For DIY renovators, this can remove a lot of uncertainty. You are not trying to create a perfect sprayed finish at home. You are ordering doors made to size with the finish already handled in a controlled manufacturing process. That saves time and reduces the risk of a project that looks almost right but not quite finished.

The decision gets easier when you think about your habits

A lot of finish decisions become clear once you stop thinking like a shopper and start thinking like the person who will clean, use, and live with the cabinets every day. Do you want a finish that gives you more style flexibility, even if it shows wear sooner? Or do you want a finish that is easier to maintain and more forgiving in a busy household?

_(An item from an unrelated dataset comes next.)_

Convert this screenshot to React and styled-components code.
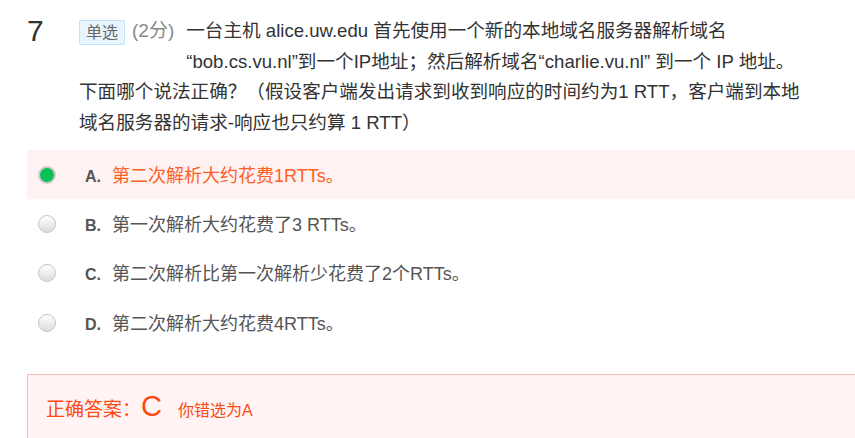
import React from 'react'
import styled, { createGlobalStyle } from 'styled-components'

const GlobalStyle = createGlobalStyle`
  html, body {
    margin: 0;
    padding: 0;
    background: #ffffff;
  }
  body {
    font-family: "Liberation Sans", Arial, "Noto Sans CJK SC", sans-serif;
    color: #333333;
  }
`

const options = [
  { key: 'A', text: '第二次解析大约花费1RTTs。', chosen: true },
  { key: 'B', text: '第一次解析大约花费了3 RTTs。' },
  { key: 'C', text: '第二次解析比第一次解析少花费了2个RTTs。' },
  { key: 'D', text: '第二次解析大约花费4RTTs。' },
]

const App = () => {
  return (
    <>
      <GlobalStyle />
      <Page>
        <Question>
          <Number>7</Number>
          <Body>
            <HeadRow>
              <Badge>单选</Badge>
              <Score>(2分)</Score>
              <Lead>
                一台主机 alice.uw.edu 首先使用一个新的本地域名服务器解析域名
                <br />
                “bob.cs.vu.nl”到一个IP地址；然后解析域名“charlie.vu.nl” 到一个 IP 地址。
              </Lead>
            </HeadRow>
            <Rest>
              下面哪个说法正确？（假设客户端发出请求到收到响应的时间约为1 RTT，客户端到本地
              <br />
              域名服务器的请求-响应也只约算 1 RTT）
            </Rest>
          </Body>
        </Question>

        <OptionList>
          {options.map((o) => (
            <OptionRow key={o.key} chosen={o.chosen}>
              <Radio chosen={o.chosen} />
              <OptionLabel>
                <OptionKey>{o.key}.</OptionKey>
                <OptionText chosen={o.chosen}>{o.text}</OptionText>
              </OptionLabel>
            </OptionRow>
          ))}
        </OptionList>

        <AnswerBox>
          <AnswerLabel>正确答案：</AnswerLabel>
          <AnswerLetter>C</AnswerLetter>
          <WrongNote>你错选为A</WrongNote>
        </AnswerBox>
      </Page>
    </>
  )
}

const Page = styled.div`
  padding: 16px 0 0 27px;
  height: 438px;
  box-sizing: border-box;
  overflow: hidden;
`

const Question = styled.div`
  display: flex;
`

const Number = styled.div`
  width: 52px;
  flex-shrink: 0;
  font-size: 30px;
  line-height: 34px;
  margin-top: -2px;
  color: #333;
`

const Body = styled.div`
  flex: 1;
  font-size: 18.6px;
  line-height: 30.5px;
  color: #333;
`

const HeadRow = styled.div`
  display: flex;
  align-items: flex-start;
`

const Badge = styled.span`
  display: inline-block;
  margin-top: 4px;
  height: 25px;
  line-height: 23px;
  padding: 0 6px;
  box-sizing: border-box;
  font-size: 16px;
  color: #666;
  background: #e8f5fe;
  border: 1px solid #bfe2fb;
  border-radius: 2px;
`

const Score = styled.span`
  margin-left: 7px;
  font-size: 19px;
  color: #888;
  white-space: nowrap;
`

const Lead = styled.div`
  margin-left: 12px;
  white-space: nowrap;
`

const Rest = styled.div`
  white-space: nowrap;
`

const OptionList = styled.div`
  margin-top: 12px;
`

const OptionRow = styled.div`
  display: flex;
  align-items: center;
  height: 49.3px;
  padding-left: 11px;
  background: ${(p) => (p.chosen ? '#fff2f2' : 'transparent')};
`

const Radio = styled.span`
  width: 18px;
  height: 18px;
  border-radius: 50%;
  box-sizing: border-box;
  flex-shrink: 0;
  border: ${(p) => (p.chosen ? '2px solid #cccccc' : '1px solid #c4c4c4')};
  background: ${(p) =>
    p.chosen ? '#0dc157' : 'linear-gradient(to bottom, #ffffff, #dcdcdc)'};
`

const OptionLabel = styled.div`
  display: flex;
  align-items: baseline;
  margin: 3px 0 0 29px;
  line-height: 24px;
`

const OptionKey = styled.span`
  width: 27px;
  font-size: 16px;
  font-weight: bold;
  color: #555;
`

const OptionText = styled.span`
  font-size: 18px;
  color: ${(p) => (p.chosen ? '#ff5f25' : '#555')};
`

const AnswerBox = styled.div`
  margin-top: 27px;
  height: 80px;
  display: flex;
  align-items: baseline;
  padding: 15px 0 0 18px;
  box-sizing: border-box;
  background: #fff3f3;
  border-top: 1px solid #f6bcbc;
  border-left: 1px solid #f6bcbc;
  color: #fb4a12;
`

const AnswerLabel = styled.span`
  font-size: 19px;
`

const AnswerLetter = styled.span`
  font-size: 29px;
`

const WrongNote = styled.span`
  margin-left: 16px;
  font-size: 16px;
`

export default App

There is no universal winner. A design-focused homeowner renovating a lower-traffic space may genuinely prefer paint. A family updating an older kitchen for everyday use may be much happier with PVC. The right choice is the one that matches your priorities honestly.

At TDM – The Door Maker, that is often where custom refacing becomes such a smart middle ground. You get the benefit of made-to-order doors sized for your cabinets, without the cost and disruption of replacing the entire layout. Once you pair the right door style with the right finish, the room can feel completely different.

If you are deciding between PVC and paint, do not just ask which one looks good on day one. Ask which one fits your space, your routine, and the way you want the project to perform a year from now.